The Supreme Court COULD remove themselves from their own created Gordian Knot (through the use of the Kavanaugh Scissors), but that just does not seem likely.
We are left then with waiting for someone in Congress with enough gumption to eradicate the mess created by the Court, reset eligibility (and with that, other collateral messes such as 112 and 103, not to mention reinvigorating the very nature of the patent right and that negative nature through restoration of injunctive remedy as a DE FACTO best restoration of an aggrieved patent holder), REMOVE the Supreme Court through jurisdiction stripping (seeing as patent cases do NOT fall to the original jurisdiction of the Supreme Court), and cap it off by eradicating and resetting a NON-whipped patent court to replace the very-whipped Court of Appeals for the Federal Circuit.

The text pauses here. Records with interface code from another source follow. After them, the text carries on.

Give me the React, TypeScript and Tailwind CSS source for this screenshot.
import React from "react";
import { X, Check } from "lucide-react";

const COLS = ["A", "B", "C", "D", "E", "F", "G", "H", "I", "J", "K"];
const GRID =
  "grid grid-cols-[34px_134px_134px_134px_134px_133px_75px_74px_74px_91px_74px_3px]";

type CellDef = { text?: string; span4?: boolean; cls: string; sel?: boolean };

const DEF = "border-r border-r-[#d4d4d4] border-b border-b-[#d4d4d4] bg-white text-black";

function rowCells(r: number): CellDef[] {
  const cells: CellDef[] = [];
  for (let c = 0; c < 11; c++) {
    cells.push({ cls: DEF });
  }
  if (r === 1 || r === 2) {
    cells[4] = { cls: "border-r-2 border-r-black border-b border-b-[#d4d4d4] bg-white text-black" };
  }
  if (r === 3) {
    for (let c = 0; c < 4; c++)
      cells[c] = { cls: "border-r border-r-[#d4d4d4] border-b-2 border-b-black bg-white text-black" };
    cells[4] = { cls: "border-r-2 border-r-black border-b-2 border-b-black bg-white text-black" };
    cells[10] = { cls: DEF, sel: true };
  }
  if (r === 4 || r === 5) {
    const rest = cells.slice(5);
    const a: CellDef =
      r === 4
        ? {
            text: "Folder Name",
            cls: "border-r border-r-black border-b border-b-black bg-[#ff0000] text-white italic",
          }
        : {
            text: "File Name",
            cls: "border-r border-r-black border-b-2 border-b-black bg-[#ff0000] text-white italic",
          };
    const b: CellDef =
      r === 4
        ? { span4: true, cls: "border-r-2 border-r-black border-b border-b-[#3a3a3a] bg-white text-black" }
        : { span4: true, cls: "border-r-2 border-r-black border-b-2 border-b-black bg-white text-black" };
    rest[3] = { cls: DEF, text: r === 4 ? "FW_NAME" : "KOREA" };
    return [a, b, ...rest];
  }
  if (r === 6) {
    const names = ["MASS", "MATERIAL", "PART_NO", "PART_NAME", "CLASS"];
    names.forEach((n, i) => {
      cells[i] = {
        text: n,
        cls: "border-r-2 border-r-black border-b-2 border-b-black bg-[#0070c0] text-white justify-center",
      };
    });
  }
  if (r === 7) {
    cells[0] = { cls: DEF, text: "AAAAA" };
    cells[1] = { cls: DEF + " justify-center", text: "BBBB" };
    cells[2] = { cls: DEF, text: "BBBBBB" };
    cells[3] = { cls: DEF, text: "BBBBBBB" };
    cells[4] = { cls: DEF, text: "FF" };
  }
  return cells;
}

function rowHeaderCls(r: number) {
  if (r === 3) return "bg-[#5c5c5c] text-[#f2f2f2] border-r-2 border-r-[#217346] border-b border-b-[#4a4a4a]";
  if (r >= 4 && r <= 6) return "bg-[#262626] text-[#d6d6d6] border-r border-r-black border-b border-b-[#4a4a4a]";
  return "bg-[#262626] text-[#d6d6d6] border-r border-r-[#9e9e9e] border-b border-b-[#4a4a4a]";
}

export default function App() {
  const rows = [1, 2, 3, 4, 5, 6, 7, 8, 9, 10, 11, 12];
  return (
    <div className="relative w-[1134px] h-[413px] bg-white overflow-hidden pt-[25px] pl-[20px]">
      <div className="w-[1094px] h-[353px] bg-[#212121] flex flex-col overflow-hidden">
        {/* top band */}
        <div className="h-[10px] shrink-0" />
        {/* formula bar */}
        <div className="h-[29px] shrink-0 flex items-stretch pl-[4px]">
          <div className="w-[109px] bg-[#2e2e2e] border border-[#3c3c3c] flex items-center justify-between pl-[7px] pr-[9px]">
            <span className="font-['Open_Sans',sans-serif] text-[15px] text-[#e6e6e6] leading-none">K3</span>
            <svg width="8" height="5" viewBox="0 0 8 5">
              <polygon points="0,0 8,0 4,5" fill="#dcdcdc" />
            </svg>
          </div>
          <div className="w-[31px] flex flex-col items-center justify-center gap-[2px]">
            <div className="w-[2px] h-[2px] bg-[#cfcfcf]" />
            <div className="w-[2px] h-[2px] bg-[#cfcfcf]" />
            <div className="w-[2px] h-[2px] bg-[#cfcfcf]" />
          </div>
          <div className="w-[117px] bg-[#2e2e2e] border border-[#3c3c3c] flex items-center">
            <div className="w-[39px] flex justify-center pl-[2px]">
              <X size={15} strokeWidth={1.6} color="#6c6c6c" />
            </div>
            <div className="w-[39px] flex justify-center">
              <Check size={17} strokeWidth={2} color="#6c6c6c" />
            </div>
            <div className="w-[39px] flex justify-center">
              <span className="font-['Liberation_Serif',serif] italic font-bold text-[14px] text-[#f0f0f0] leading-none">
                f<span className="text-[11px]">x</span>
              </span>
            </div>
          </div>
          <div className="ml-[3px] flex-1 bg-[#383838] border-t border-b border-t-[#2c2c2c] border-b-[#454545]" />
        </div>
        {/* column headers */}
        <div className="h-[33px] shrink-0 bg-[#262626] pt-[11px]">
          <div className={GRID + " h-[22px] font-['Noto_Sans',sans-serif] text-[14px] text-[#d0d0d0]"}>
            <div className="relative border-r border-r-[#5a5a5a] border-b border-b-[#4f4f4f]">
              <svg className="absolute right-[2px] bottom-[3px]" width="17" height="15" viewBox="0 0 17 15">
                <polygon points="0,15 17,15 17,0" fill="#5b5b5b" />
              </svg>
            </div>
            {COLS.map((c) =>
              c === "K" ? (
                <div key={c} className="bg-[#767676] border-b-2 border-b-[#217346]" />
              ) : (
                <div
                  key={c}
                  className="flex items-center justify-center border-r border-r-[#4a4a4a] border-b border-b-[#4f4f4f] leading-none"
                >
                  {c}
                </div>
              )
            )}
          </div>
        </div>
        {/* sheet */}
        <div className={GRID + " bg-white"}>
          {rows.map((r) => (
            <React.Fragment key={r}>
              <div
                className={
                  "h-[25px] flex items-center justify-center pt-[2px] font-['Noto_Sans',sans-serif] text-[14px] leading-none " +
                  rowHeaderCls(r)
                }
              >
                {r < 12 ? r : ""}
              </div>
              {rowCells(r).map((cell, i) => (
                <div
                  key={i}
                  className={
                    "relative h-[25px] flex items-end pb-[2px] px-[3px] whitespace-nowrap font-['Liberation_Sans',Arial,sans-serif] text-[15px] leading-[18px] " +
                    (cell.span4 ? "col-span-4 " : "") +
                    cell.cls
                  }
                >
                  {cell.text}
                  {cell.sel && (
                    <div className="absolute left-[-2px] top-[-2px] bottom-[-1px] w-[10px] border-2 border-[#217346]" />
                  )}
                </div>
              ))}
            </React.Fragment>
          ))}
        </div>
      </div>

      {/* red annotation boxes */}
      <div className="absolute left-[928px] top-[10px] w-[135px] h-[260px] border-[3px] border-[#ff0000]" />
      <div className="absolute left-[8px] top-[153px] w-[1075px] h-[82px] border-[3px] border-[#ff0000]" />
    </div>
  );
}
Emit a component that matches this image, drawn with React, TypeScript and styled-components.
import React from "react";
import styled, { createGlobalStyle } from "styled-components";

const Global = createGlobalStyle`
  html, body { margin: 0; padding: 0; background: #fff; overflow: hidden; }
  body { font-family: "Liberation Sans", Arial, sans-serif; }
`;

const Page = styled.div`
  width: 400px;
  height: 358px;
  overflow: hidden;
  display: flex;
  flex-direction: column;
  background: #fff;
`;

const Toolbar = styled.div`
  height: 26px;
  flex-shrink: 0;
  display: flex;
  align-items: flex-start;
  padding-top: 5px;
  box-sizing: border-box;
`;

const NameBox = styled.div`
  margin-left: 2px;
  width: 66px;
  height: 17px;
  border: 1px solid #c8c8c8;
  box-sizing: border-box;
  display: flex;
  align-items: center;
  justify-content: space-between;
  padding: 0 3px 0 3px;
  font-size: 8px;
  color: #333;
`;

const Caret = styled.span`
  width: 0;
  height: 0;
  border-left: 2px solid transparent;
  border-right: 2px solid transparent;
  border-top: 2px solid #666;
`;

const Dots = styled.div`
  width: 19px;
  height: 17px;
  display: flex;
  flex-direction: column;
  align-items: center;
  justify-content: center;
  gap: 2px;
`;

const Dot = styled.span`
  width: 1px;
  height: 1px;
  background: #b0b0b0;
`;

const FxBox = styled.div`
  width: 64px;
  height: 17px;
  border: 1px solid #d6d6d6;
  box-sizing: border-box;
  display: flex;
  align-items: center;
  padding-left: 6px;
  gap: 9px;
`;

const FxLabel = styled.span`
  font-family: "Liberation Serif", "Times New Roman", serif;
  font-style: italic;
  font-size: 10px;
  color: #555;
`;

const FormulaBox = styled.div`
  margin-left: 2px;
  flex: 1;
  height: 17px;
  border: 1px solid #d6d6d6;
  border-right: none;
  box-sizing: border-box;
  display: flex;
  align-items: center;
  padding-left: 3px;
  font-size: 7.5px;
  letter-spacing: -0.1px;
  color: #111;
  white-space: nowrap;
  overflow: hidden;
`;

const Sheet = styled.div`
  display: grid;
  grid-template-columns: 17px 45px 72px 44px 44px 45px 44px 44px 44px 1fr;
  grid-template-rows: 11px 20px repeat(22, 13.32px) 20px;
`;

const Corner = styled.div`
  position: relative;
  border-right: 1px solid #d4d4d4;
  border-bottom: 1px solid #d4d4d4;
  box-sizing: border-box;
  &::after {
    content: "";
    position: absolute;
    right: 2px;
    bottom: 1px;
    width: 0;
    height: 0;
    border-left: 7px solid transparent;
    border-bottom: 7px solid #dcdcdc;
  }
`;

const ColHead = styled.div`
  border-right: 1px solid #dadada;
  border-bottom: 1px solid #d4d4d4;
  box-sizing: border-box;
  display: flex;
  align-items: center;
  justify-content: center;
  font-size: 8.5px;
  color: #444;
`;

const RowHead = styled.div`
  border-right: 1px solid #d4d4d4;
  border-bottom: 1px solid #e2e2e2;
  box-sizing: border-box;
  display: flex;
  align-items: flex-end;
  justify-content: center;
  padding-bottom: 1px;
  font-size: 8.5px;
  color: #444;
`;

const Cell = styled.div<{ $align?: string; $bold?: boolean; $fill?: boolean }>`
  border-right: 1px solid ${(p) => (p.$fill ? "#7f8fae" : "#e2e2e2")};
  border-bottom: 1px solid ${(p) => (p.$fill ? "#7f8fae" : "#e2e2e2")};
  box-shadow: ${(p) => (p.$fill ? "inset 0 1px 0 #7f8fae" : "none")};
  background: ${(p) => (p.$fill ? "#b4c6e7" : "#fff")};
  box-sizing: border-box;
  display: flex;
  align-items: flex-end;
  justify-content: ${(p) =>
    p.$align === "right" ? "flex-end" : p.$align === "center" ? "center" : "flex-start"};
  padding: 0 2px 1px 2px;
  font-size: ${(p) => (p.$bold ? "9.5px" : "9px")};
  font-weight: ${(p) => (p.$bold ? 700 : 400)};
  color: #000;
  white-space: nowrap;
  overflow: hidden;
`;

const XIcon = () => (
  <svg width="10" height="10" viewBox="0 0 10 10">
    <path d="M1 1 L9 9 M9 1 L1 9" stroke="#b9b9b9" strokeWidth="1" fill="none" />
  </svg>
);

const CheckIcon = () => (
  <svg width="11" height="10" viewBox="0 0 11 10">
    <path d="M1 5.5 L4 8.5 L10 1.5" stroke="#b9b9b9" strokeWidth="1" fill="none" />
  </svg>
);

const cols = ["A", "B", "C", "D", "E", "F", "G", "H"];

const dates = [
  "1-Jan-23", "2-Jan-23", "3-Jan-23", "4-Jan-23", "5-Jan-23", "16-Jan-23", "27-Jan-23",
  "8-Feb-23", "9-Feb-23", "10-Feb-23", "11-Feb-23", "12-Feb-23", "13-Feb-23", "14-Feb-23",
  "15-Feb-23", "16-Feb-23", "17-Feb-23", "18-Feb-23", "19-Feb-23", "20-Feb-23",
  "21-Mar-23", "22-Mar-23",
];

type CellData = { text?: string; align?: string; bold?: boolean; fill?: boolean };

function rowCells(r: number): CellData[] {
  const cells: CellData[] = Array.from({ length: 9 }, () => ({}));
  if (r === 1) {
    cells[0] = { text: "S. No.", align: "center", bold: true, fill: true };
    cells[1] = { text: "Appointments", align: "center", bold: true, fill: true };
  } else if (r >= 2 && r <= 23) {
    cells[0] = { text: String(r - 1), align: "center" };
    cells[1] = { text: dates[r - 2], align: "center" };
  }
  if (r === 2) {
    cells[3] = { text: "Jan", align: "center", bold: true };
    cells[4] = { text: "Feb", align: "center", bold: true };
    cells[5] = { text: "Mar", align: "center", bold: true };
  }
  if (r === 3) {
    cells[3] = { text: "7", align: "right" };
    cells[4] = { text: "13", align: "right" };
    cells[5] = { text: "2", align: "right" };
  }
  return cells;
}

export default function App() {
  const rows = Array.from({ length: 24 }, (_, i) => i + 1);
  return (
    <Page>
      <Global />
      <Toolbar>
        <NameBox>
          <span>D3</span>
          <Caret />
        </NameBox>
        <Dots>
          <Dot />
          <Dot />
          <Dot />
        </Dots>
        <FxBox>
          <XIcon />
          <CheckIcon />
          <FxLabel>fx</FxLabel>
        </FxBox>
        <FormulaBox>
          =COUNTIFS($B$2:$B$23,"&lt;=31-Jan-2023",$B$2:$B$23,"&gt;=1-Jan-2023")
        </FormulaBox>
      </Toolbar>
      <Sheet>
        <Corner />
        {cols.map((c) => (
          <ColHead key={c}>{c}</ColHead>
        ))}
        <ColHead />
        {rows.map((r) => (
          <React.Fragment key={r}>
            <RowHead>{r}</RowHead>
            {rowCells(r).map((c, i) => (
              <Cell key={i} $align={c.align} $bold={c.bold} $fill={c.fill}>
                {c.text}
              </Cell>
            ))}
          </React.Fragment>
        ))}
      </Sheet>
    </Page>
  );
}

I fear that ONLY upon these events, will we put an end to the (current) endless circus, and once again place US Patent Law as the gold standard in protecting innovation.
Posted by: skeptical | August 29, 2021 at 09:26 AM
“… unless competitors are willing to file independent BLAs…”
Sure, that amounts to possible competition, but not the sort that should make a biological innovator lose much sleep. (1) A competitor who would file an independent BLA must do the clinical trials. That takes several years, during which the original innovator has the field exclusively. (2) The cost of the independent BLA also means that the new market entrants have serious capital costs to recoup (unlike a traditional generic), so their ability to undercut the original innovator’s price is fairly constrained.
In other words, this new state of §112[a) law is not a significant threat to biological innovation *if* the FDA insists on strict molecular identity for biosimilars. Whether FDA will do so, however is anyone’s guess.